A l’occasion des 25 ans de la loi Evin et d’une nouvelle banalisation/affaiblissement de sa protection, la Fédération Addiction souhaite questionner les conditions d’une régulation efficace des produits et services qui présentent un risque addictif et donc des dangers en terme de santé publique. Ces derniers nécessitent une réglementation de leur usage, accès et diffusion, de manière à assurer la protection des personnes, usager et entourages. Le récent débat autour de la loi Evin illustre la difficulté à poser des bases solides pour éviter que les enjeux économiques ne priment sur la santé des personnes.
Alcool
De la prohibition au libéralisme économique de nos jours, les taux de prévalence actuels et les usages excessifs devraient appeler les responsables politiques à mettre en place des mesures structurelles. Pourtant, une loi qui posait une série de limites protectrices (buvettes des stades, affichage, publicité sur internet) vient d’être mise en échec. La régulation ne se joue plus qu’au niveau local par le biais de décrets municipaux encadrant la vente et la consommation, pris dans un souci de sécurité publique ponctuelle. Même si la récente loi de santé préserve quelques leviers comme les prix minimums pour la vente d’alcool et la sanction de l’incitation au binge drinking, les professionnels de santé s’étonnent de cet encouragement à une mauvaise communication sur l’alcool.
Tabac
Mesure phare du Plan National de Lutte contre la Tabagisme, le paquet neutre a été adopté de justesse dans la loi de santé. Casser l’attrait du paquet de cigarettes aura une incidence sur l’entrée dans le tabagisme, en témoignent les expériences étrangères notamment australienne. Un changement de fiscalité serait également souhaitable, tant on sait que les prix ont un impact direct sur les consommations. Mais le manque de cohérence sur l’e-cigarette, dont la dynamique de réduction des risques a du mal à être reconnue, divise et affaiblit là-encore le mouvement commun.
Jeux d’argent
La loi pour une République numérique, actuellement en lecture à l’Assemblée Nationale, inquiète également les professionnels de santé.
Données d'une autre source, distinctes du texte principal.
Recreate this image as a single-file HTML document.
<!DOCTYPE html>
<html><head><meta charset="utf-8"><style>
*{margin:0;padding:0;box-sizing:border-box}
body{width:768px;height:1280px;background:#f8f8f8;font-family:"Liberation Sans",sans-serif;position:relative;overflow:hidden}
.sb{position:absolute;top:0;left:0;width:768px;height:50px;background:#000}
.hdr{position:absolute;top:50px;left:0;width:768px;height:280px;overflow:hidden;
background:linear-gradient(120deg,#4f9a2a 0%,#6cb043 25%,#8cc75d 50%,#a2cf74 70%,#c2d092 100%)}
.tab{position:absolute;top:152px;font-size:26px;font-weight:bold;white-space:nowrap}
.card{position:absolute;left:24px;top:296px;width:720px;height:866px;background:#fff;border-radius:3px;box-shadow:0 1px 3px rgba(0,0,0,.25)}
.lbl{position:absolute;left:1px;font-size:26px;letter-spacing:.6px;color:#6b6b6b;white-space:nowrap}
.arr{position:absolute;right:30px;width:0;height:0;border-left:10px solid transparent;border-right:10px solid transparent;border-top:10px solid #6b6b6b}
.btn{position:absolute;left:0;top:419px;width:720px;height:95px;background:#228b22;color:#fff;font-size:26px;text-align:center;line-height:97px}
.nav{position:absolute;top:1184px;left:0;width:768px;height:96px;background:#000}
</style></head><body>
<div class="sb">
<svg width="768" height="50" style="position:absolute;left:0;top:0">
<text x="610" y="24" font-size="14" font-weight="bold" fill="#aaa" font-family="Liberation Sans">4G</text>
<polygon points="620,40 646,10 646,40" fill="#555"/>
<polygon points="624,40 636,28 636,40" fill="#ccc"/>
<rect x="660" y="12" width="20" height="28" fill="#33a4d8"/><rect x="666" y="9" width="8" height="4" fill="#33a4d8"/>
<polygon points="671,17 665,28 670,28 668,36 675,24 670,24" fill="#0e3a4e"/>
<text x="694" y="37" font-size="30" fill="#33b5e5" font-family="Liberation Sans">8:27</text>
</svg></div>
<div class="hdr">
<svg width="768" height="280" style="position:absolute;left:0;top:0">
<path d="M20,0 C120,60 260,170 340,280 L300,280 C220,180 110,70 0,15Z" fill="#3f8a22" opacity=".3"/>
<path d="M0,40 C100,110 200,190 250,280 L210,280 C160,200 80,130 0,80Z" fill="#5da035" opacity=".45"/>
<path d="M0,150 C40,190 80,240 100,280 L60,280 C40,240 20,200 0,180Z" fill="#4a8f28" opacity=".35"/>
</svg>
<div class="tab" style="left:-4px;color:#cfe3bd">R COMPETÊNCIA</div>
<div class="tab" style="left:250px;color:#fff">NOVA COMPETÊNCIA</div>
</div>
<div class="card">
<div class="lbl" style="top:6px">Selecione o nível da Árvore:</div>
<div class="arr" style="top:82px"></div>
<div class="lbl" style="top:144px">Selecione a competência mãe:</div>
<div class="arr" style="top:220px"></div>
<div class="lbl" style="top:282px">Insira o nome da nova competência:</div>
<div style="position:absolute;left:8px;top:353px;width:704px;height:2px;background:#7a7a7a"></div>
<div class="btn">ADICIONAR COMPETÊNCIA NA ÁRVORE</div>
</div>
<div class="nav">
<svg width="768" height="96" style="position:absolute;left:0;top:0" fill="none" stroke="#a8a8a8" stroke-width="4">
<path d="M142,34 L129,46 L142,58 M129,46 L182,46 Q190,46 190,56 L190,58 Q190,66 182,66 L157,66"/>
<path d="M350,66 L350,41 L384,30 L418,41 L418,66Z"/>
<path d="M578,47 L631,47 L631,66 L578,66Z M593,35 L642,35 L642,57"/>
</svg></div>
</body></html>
Les jeux en ligne, sportifs ou d’argent, peuvent engendrer des comportements addictifs et l’article 42 concernant les compétitions des jeux en ligne invite les acteurs à se mobiliser. En effet, la définition qui y est faite de l’« e-sport » apparait suffisamment large pour laisser la place aux jeux qui intégreraient des enjeux de gain. Une dimension dont on sait qu’elle engendre des comportements excessifs, dont les professionnels de l’addictologie voient dans leurs files actives les conséquences en matière sanitaire et de lien social. A l’instar d’une loi Evin dont la définition a ouvert le champ à toute communication concernant le produit alcool, pour peu qu’il ne se revendique d’un terroir ou d’une culture, ce projet de loi esquisse les déviances d’une pratique qui, une fois encore, profitera aux plus forts (lobbys, industriels) au détriment des plus vulnérables (jeunes notamment).
La cohérence des politiques publiques en matière d’addiction doit de plus en plus être réfléchie au regard de l’enjeu de la régulation. Elles doivent répondre à l’échec des politiques répressives, constaté dans de nombreuses études internationales, tout autant qu’au risque d’une société qui n’en finit plus d’encourager les usages les plus dérégulés.
Penser des mesures qui encadrent avec cohérence, en alliance avec les personnes et leurs familles, aussi bien par des interdits que par l’Intervention Précoce, c’est dans ce sens que les acteurs de notre fédération continueront à se mobiliser.